Straight lines, primary colours: Dutchman Piet Mondrian's abstract works of art are famous all around the world. The largest collection of his work is housed in the Municipal Museum in the Hague. Now the museum has a permanent exhibition on Mondrian and other representatives of the Dutch artistic movement De Stijl.
The works of the young Piet Mondrian (1872-1944) are very classical. Looking at his early portraits and landscapes, you would never have guessed that he was to become one of the greatest artistic innovators of the 20th century.

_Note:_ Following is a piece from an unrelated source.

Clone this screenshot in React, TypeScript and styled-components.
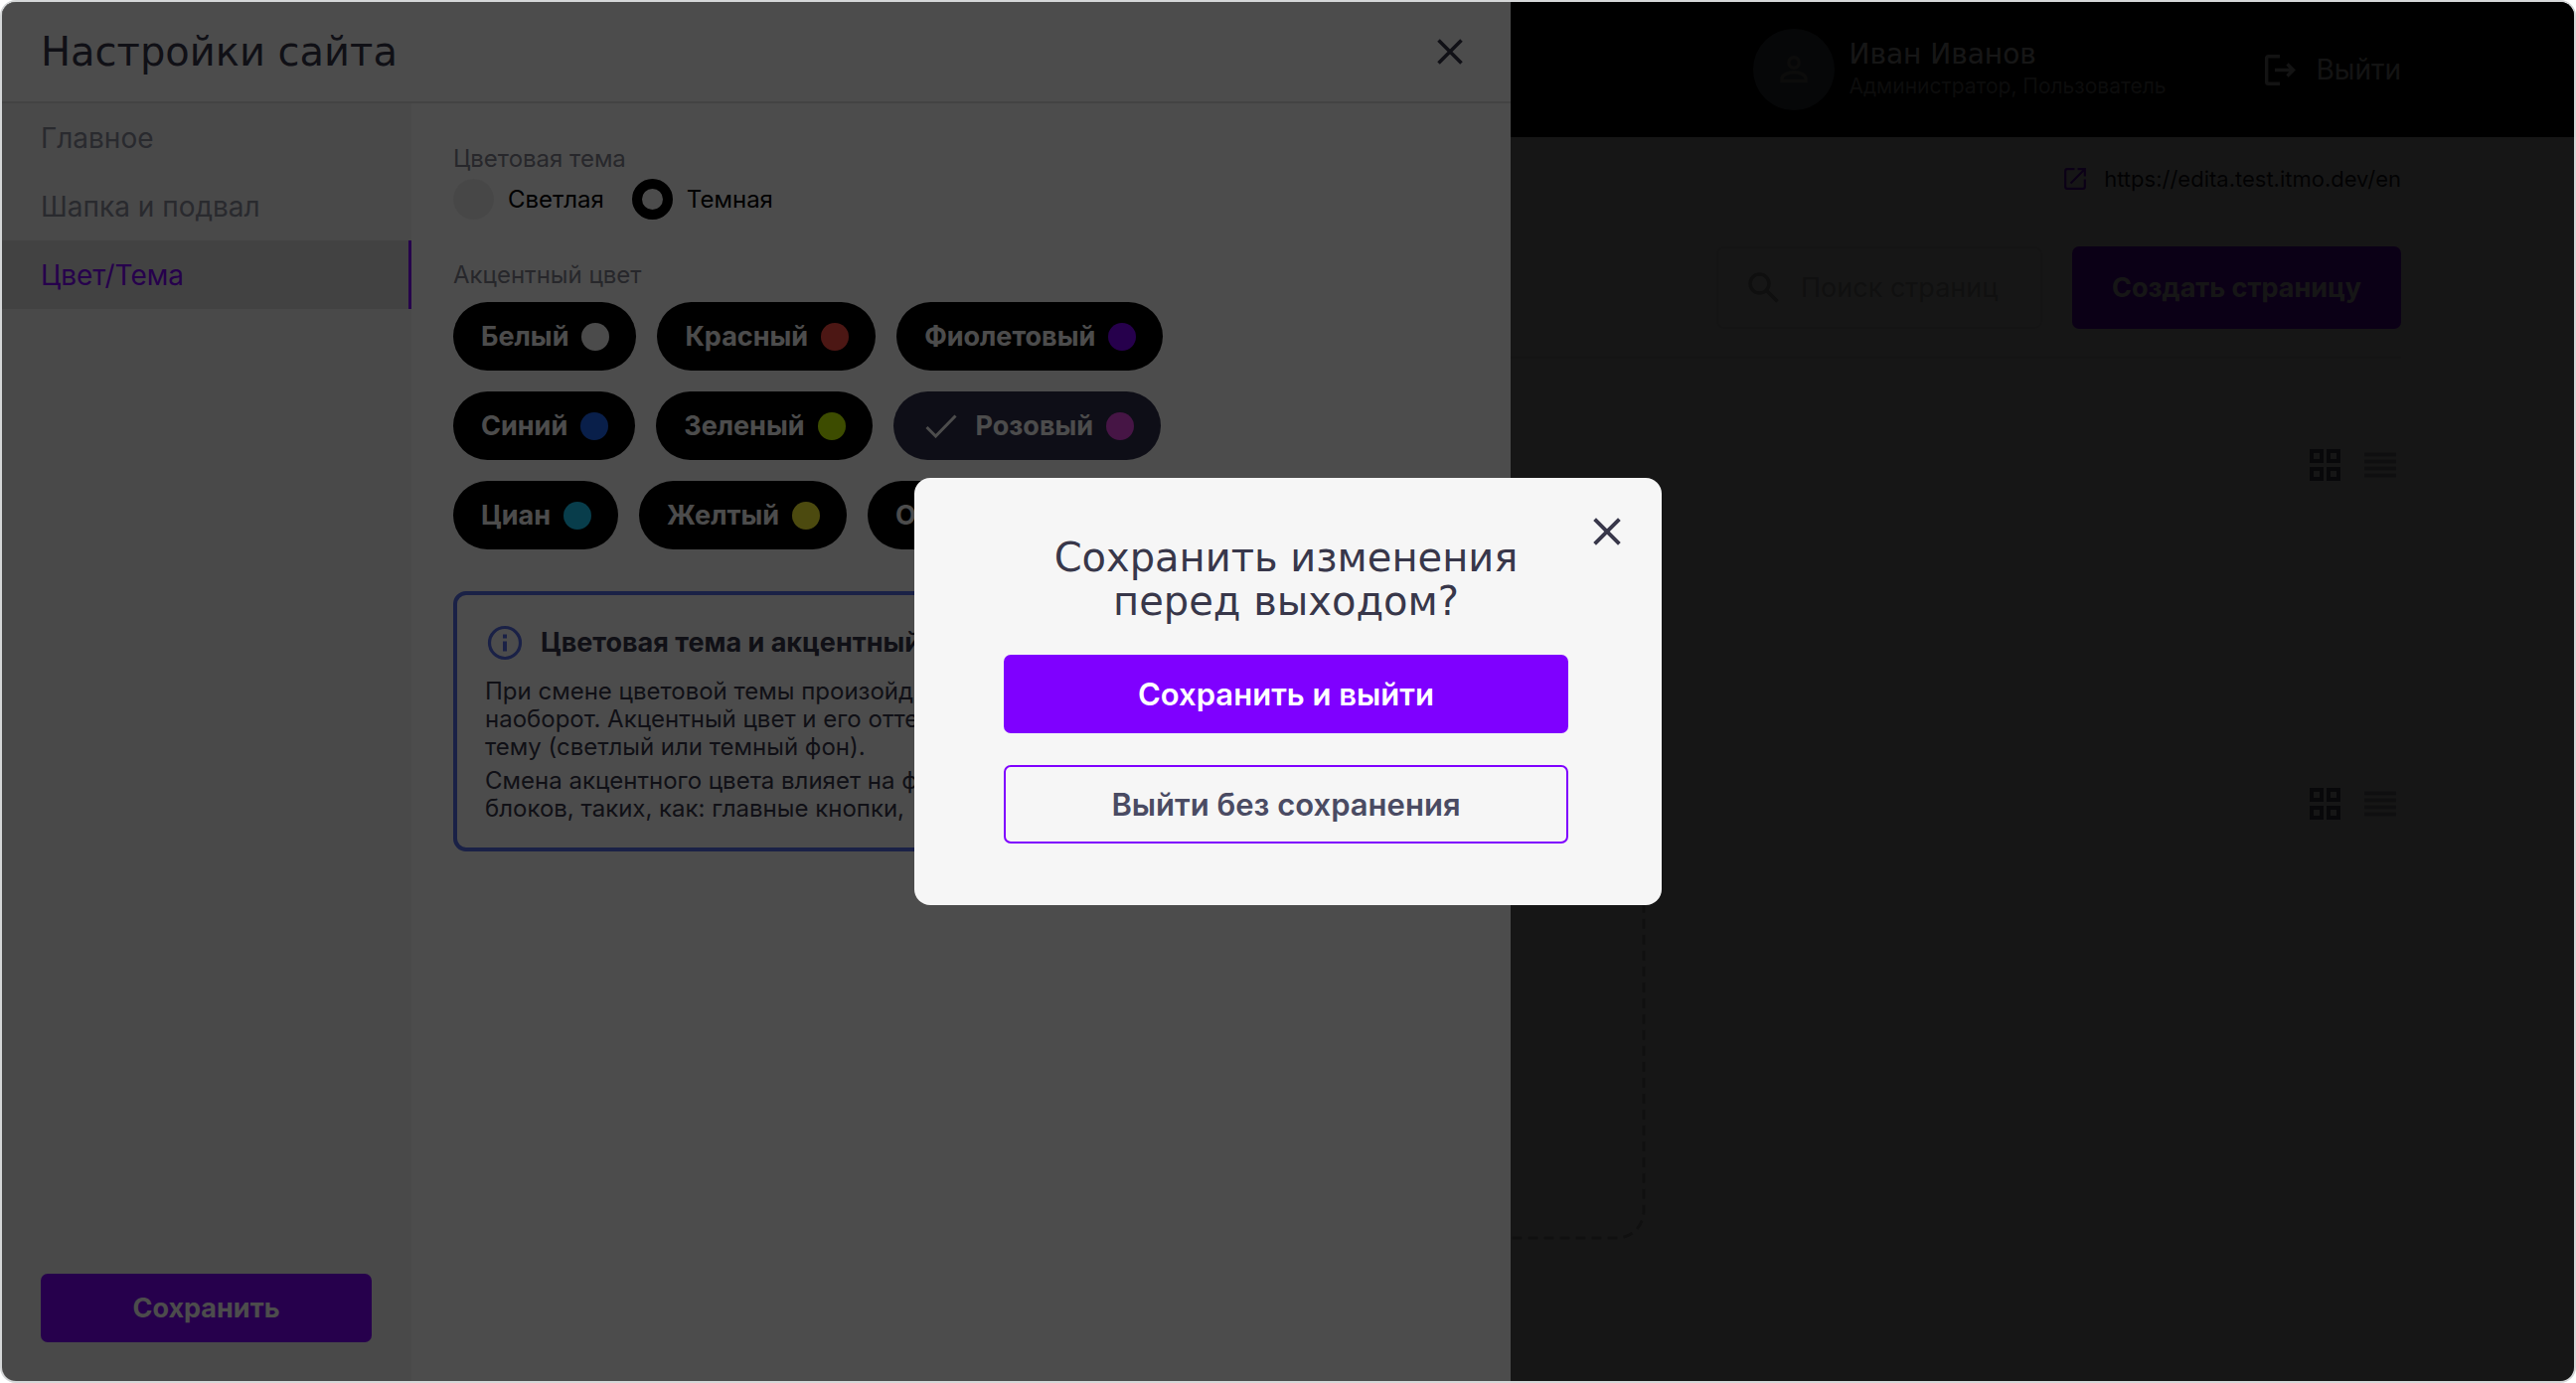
import React from "react";
import styled, { createGlobalStyle } from "styled-components";

const accent = "#7f00ff";
const ink = "#38374a";
const body = '"Inter", "Noto Sans", sans-serif';
const wide = '"DejaVu Sans", "Noto Sans", sans-serif';

const GlobalStyle = createGlobalStyle`
  * { box-sizing: border-box; }
  body { margin: 0; background: #fff; font-family: ${body}; }
  h1, h2, h3, p { margin: 0; font-weight: 400; }
  button, input { font-family: inherit; }
  button { cursor: pointer; }
  svg { display: block; flex: none; }
`;

const Shell = styled.div`
  position: relative;
  min-height: 100vh;
  overflow: hidden;
  border: 2px solid #d5d7d8;
  border-radius: 16px;
  background: #fff;
`;

const Container = styled.div`
  width: 100%;
  max-width: 2240px;
  margin: 0 auto;
`;

const TopBar = styled.header`
  background: #000;
  color: #fff;
`;

const TopBarInner = styled(Container)`
  display: flex;
  align-items: center;
  justify-content: flex-end;
  gap: 100px;
  height: 136px;
`;

const User = styled.div`
  display: flex;
  align-items: center;
  gap: 14px;
`;

const Avatar = styled.div`
  display: grid;
  place-items: center;
  width: 82px;
  height: 82px;
  border-radius: 50%;
  background: #48525e;
  color: #8c8580;
`;

const UserName = styled.p`
  font: 400 28px/34px ${wide};
`;

const UserRoles = styled.p`
  font-size: 21px;
  line-height: 30px;
  color: #8a8a8a;
`;

const Logout = styled.button`
  display: flex;
  align-items: center;
  gap: 20px;
  padding: 0;
  border: 0;
  background: none;
  color: #d8d8d8;
  font-size: 28px;
  line-height: 34px;
`;

const SiteLink = styled.a`
  display: flex;
  align-items: center;
  justify-content: flex-end;
  gap: 18px;
  padding: 28px 0 54px;
  color: #1f1f2b;
  font-size: 22px;
  line-height: 28px;
  text-decoration: none;

  svg { color: ${accent}; }
`;

const Toolbar = styled.div`
  display: flex;
  justify-content: flex-end;
  gap: 30px;
  padding-bottom: 28px;
  border-bottom: 2px solid #e2e2e2;
`;

const Search = styled.label`
  display: flex;
  align-items: center;
  gap: 22px;
  width: 328px;
  height: 83px;
  padding: 0 20px 0 30px;
  border: 2px solid #e6e6e6;
  border-radius: 8px;
  color: #a8a8a8;
`;

const SearchInput = styled.input`
  flex: 1;
  min-width: 0;
  padding: 0;
  border: 0;
  outline: 0;
  background: none;
  font-size: 27px;
  line-height: 34px;

  &::placeholder { color: #b4b4b4; opacity: 1; }
`;

const Filled = styled.button<{ $size: "small" | "medium" | "large" }>`
  height: ${(p) => ({ small: 69, medium: 83, large: 79 })[p.$size]}px;
  padding: 0 40px;
  border: 0;
  border-radius: 7px;
  background: ${accent};
  color: #fff;
  font-size: ${(p) => (p.$size === "large" ? 31 : 27)}px;
  font-weight: ${(p) => (p.$size === "large" ? 600 : 700)};
`;

const Outlined = styled(Filled)`
  border: 2px solid ${accent};
  background: none;
  color: #4a4b63;
`;

const PageSection = styled.section`
  min-height: 341px;
  padding: 91px 5px 0 0;
`;

const Views = styled.div`
  display: flex;
  align-items: center;
  justify-content: flex-end;
  gap: 24px;
`;

const IconButton = styled.button<{ $color: string }>`
  padding: 0;
  border: 0;
  background: none;
  color: ${(p) => p.$color};
`;

const DropZone = styled.div`
  max-width: 1478px;
  height: 386px;
  margin-top: 35px;

  svg { overflow: visible; }
`;

const Shade = styled.div`
  position: absolute;
  inset: 0;
  background: rgba(0, 0, 0, 0.7);
`;

const Drawer = styled.aside`
  position: absolute;
  inset: 0 auto 0 0;
  display: flex;
  flex-direction: column;
  width: 1518px;
  max-width: 100%;
  background: #fff;
`;

const DrawerHeader = styled.header`
  display: flex;
  align-items: center;
  justify-content: space-between;
  height: 102px;
  padding: 0 48px 0 39px;
  border-bottom: 2px solid #e2e2e2;
`;

const DrawerTitle = styled.h1`
  font: 400 40px/48px ${wide};
  color: ${ink};
`;

const DrawerBody = styled.div`
  display: flex;
  flex: 1;
`;

const Sidebar = styled.nav`
  display: flex;
  flex-direction: column;
  justify-content: space-between;
  width: 412px;
  background: #f6f6f6;
`;

const Tabs = styled.div`
  display: flex;
  flex-direction: column;
`;

const Tab = styled.a<{ $active?: boolean }>`
  height: 69px;
  padding-left: 39px;
  border-right: 3px solid ${(p) => (p.$active ? accent : "#f3f3f3")};
  background: ${(p) => (p.$active ? "#dcdcdc" : "transparent")};
  color: ${(p) => (p.$active ? accent : "#8b8c9c")};
  font-size: 28px;
  line-height: 71px;
  text-decoration: none;
`;

const SidebarFooter = styled.div`
  display: grid;
  padding: 0 40px 39px 39px;
`;

const Settings = styled.div`
  flex: 1;
  padding: 42px 42px;
`;

const Group = styled.fieldset`
  margin: 0;
  padding: 0;
  border: 0;
`;

const Caption = styled.legend`
  padding: 0;
  color: #83848f;
  font-size: 24px;
  line-height: 28px;
`;

const Radios = styled.div`
  display: flex;
  gap: 28px;
  padding: 6px 0 42px;
`;

const RadioLabel = styled.label`
  display: flex;
  align-items: center;
  gap: 14px;
  color: #000;
  font-size: 24px;
  line-height: 41px;
`;

const Radio = styled.input`
  appearance: none;
  width: 41px;
  height: 41px;
  margin: 0;
  border-radius: 50%;
  background: #efefef;

  &:checked { border: 10px solid #000; background: #fff; }
`;

const Chips = styled.div`
  display: flex;
  flex-wrap: wrap;
  gap: 21px;
  max-width: 762px;
  padding: 13px 0 42px;
`;

const Chip = styled.button<{ $selected?: boolean }>`
  display: flex;
  align-items: center;
  gap: 13px;
  height: 69px;
  padding: 0 27px 0 28px;
  border: 0;
  border-radius: 35px;
  background: ${(p) => (p.$selected ? "#2f2f4d" : "#000")};
  color: #fff;
  font-size: 27px;
  font-weight: 700;
`;

const CheckMark = styled.svg`
  margin: 0 6px 0 4px;
`;

const Dot = styled.span<{ $color: string }>`
  width: 28px;
  height: 28px;
  border-radius: 50%;
  background: ${(p) => p.$color};
`;

const Note = styled.section`
  max-width: 762px;
  padding: 30px 28px 25px;
  border: 4px solid #576eec;
  border-radius: 13px;
  color: ${ink};
  font-size: 24px;
  line-height: 28px;
  white-space: nowrap;
`;

const NoteHead = styled.div`
  display: flex;
  align-items: center;
  gap: 18px;
  padding-bottom: 17px;

  svg { color: #576eec; }
`;

const NoteTitle = styled.h2`
  font-size: 27px;
  font-weight: 700;
  line-height: 36px;
`;

const NoteText = styled.p`
  & + & { margin-top: 6px; }
`;

const ModalLayer = styled(Shade)`
  display: grid;
  place-items: center;
`;

const Modal = styled.div`
  position: relative;
  display: flex;
  flex-direction: column;
  gap: 32px;
  width: 752px;
  max-width: 100%;
  padding: 58px 94px 62px 90px;
  border-radius: 16px;
  background: #f6f6f6;
`;

const ModalTitle = styled.h2`
  font: 400 40px/44px ${wide};
  color: ${ink};
  text-align: center;
`;

const ModalClose = styled(IconButton)`
  position: absolute;
  top: 40px;
  right: 41px;
`;

const Cross = ({ size }: { size: number }) => (
  <svg width={size} height={size} viewBox="0 0 26 26" stroke="currentColor" strokeWidth="3.6" fill="none">
    <path d="M1.5 1.5 24.5 24.5M24.5 1.5 1.5 24.5" />
  </svg>
);

const GridIcon = () => (
  <svg width="31" height="32" viewBox="0 0 31 32" fill="none" stroke="currentColor" strokeWidth="4">
    <path d="M2 2h10v10H2zM19 2h10v10H19zM2 20h10v10H2zM19 20h10v10H19z" />
  </svg>
);

const ListIcon = () => (
  <svg width="32" height="26" viewBox="0 0 32 26" stroke="currentColor" strokeWidth="4">
    <path d="M0 2.5h32M0 9.5h32M0 16.5h32M0 23.5h32" />
  </svg>
);

const ViewSwitch = () => (
  <Views>
    <IconButton $color="#5c5d74" aria-label="Плитка"><GridIcon /></IconButton>
    <IconButton $color="#b2b2ba" aria-label="Список"><ListIcon /></IconButton>
  </Views>
);

const colours = [
  { name: "Белый", value: "#fafafa" },
  { name: "Красный", value: "#ff4d43" },
  { name: "Фиолетовый", value: accent },
  { name: "Синий", value: "#2168f7" },
  { name: "Зеленый", value: "#cbff00" },
  { name: "Розовый", value: "#e946e6", selected: true },
  { name: "Циан", value: "#1bcbfa" },
  { name: "Желтый", value: "#fff735" },
  { name: "Оранжевый", value: "#ff8a1e" },
];

export default function App() {
  return (
    <>
      <GlobalStyle />
      <Shell>
        <TopBar>
          <TopBarInner>
            <User>
              <Avatar>
                <svg width="28" height="28" viewBox="0 0 28 28" fill="none" stroke="currentColor" strokeWidth="3.4">
                  <circle cx="14" cy="7" r="5.2" />
                  <path d="M2 25.5v-2.5c0-4 7-6.2 12-6.2s12 2.2 12 6.2v2.5z" />
                </svg>
              </Avatar>
              <div>
                <UserName>Иван Иванов</UserName>
                <UserRoles>Администратор, Пользователь</UserRoles>
              </div>
            </User>
            <Logout>
              <svg width="31" height="31" viewBox="0 0 31 31" fill="none" stroke="currentColor" strokeWidth="3.4">
                <path d="M15 1.7H3.5Q1.7 1.7 1.7 3.5V27.5Q1.7 29.3 3.5 29.3H15M10 15.5H28" />
                <path d="M22.5 9.5 28.5 15.5 22.5 21.5" />
              </svg>
              Выйти
            </Logout>
          </TopBarInner>
        </TopBar>

        <Container as="main">
          <SiteLink href="#site">
            <svg width="22" height="22" viewBox="0 0 22 22" fill="none" stroke="currentColor" strokeWidth="2.2">
              <path d="M10.5 1.2H3Q1.2 1.2 1.2 3V19Q1.2 20.8 3 20.8H19Q20.8 20.8 20.8 19V11.5" />
              <path d="M13.5 1.2H20.8V8.5M20.5 1.5 6.5 15.5" />
            </svg>
            https://edita.test.itmo.dev/en
          </SiteLink>
          <Toolbar>
            <Search>
              <svg width="31" height="31" viewBox="0 0 31 31" fill="none" stroke="currentColor" strokeWidth="3.6">
                <circle cx="11.5" cy="11.5" r="9.5" />
                <path d="M18.5 18.5 29.5 29.5" />
              </svg>
              <SearchInput type="text" placeholder="Поиск страниц" aria-label="Поиск страниц" />
            </Search>
            <Filled $size="medium">Создать страницу</Filled>
          </Toolbar>
          <PageSection><ViewSwitch /></PageSection>
          <PageSection>
            <ViewSwitch />
            <DropZone>
              <svg width="100%" height="100%" fill="none">
                <rect width="100%" height="100%" rx="27" stroke="#b4b4b4" strokeWidth="3" strokeDasharray="10 6" />
              </svg>
            </DropZone>
          </PageSection>
        </Container>

        <Shade />

        <Drawer>
          <DrawerHeader>
            <DrawerTitle>Настройки сайта</DrawerTitle>
            <IconButton $color={ink} aria-label="Закрыть настройки"><Cross size={26} /></IconButton>
          </DrawerHeader>
          <DrawerBody>
            <Sidebar>
              <Tabs>
                <Tab href="#main">Главное</Tab>
                <Tab href="#header">Шапка и подвал</Tab>
                <Tab href="#theme" $active>Цвет/Тема</Tab>
              </Tabs>
              <SidebarFooter>
                <Filled $size="small">Сохранить</Filled>
              </SidebarFooter>
            </Sidebar>
            <Settings>
              <Group>
                <Caption>Цветовая тема</Caption>
                <Radios>
                  <RadioLabel><Radio type="radio" name="theme" />Светлая</RadioLabel>
                  <RadioLabel><Radio type="radio" name="theme" defaultChecked />Темная</RadioLabel>
                </Radios>
              </Group>
              <Group>
                <Caption>Акцентный цвет</Caption>
                <Chips>
                  {colours.map((c) => (
                    <Chip key={c.name} $selected={c.selected} aria-pressed={!!c.selected}>
                      {c.selected && (
                        <CheckMark width="32" height="24" viewBox="0 0 32 24" fill="none" stroke="currentColor" strokeWidth="3">
                          <path d="M1.5 13 10.5 22 30.5 1.5" />
                        </CheckMark>
                      )}
                      {c.name}
                      <Dot $color={c.value} />
                    </Chip>
                  ))}
                </Chips>
              </Group>
              <Note>
                <NoteHead>
                  <svg width="38" height="36" viewBox="0 0 38 36" fill="none" stroke="currentColor">
                    <circle cx="20" cy="18" r="15.5" strokeWidth="3.2" />
                    <path d="M20 9.5v4M20 16.5v10" strokeWidth="4" />
                  </svg>
                  <NoteTitle>Цветовая тема и акцентный</NoteTitle>
                </NoteHead>
                <NoteText>
                  При смене цветовой темы произойд<br />
                  наоборот. Акцентный цвет и его отте<br />
                  тему (светлый или темный фон).
                </NoteText>
                <NoteText>
                  Смена акцентного цвета влияет на ф<br />
                  блоков, таких, как: главные кнопки,
                </NoteText>
              </Note>
            </Settings>
          </DrawerBody>
        </Drawer>

        <ModalLayer>
          <Modal role="dialog" aria-modal="true" aria-labelledby="save-title">
            <ModalClose $color={ink} aria-label="Закрыть"><Cross size={28} /></ModalClose>
            <ModalTitle id="save-title">Сохранить изменения<br />перед выходом?</ModalTitle>
            <Filled $size="large">Сохранить и выйти</Filled>
            <Outlined $size="large">Выйти без сохранения</Outlined>
          </Modal>
        </ModalLayer>
      </Shell>
    </>
  );
}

From 1917, Mondrian’s works became abstract. He didn’t work on his own, but was part of the Dutch artistic movement De Stijl. His close colleagues were artists such as Theo van Doesburg and Bart van der Leck. They all experimented with bright colours and images that were becoming increasingly abstract. Architect Gerrit Rietveld even worked in three dimensions. De Stijl is considered the Netherlands’ most important contribution to modern art.
Victory Boogie Woogie
After several years, Mondrian decided to go his own way again. In Paris – at that time, the European centre of modern art – he developed his own personal style. He also wrote about how art, design and architecture were to go hand in hand in the modern era. Even the design of his own studio was a Mondrian masterpiece.
In 1940, after the outbreak of the Second World War, Mondrian fled to the inspiring and dynamic city of New York. The pièce de résistence of the exhibition in The Hague is the equally dynamic painting Victory Boogie Woogie, which was still unfinished at the time of Mondrian’s death in 1944.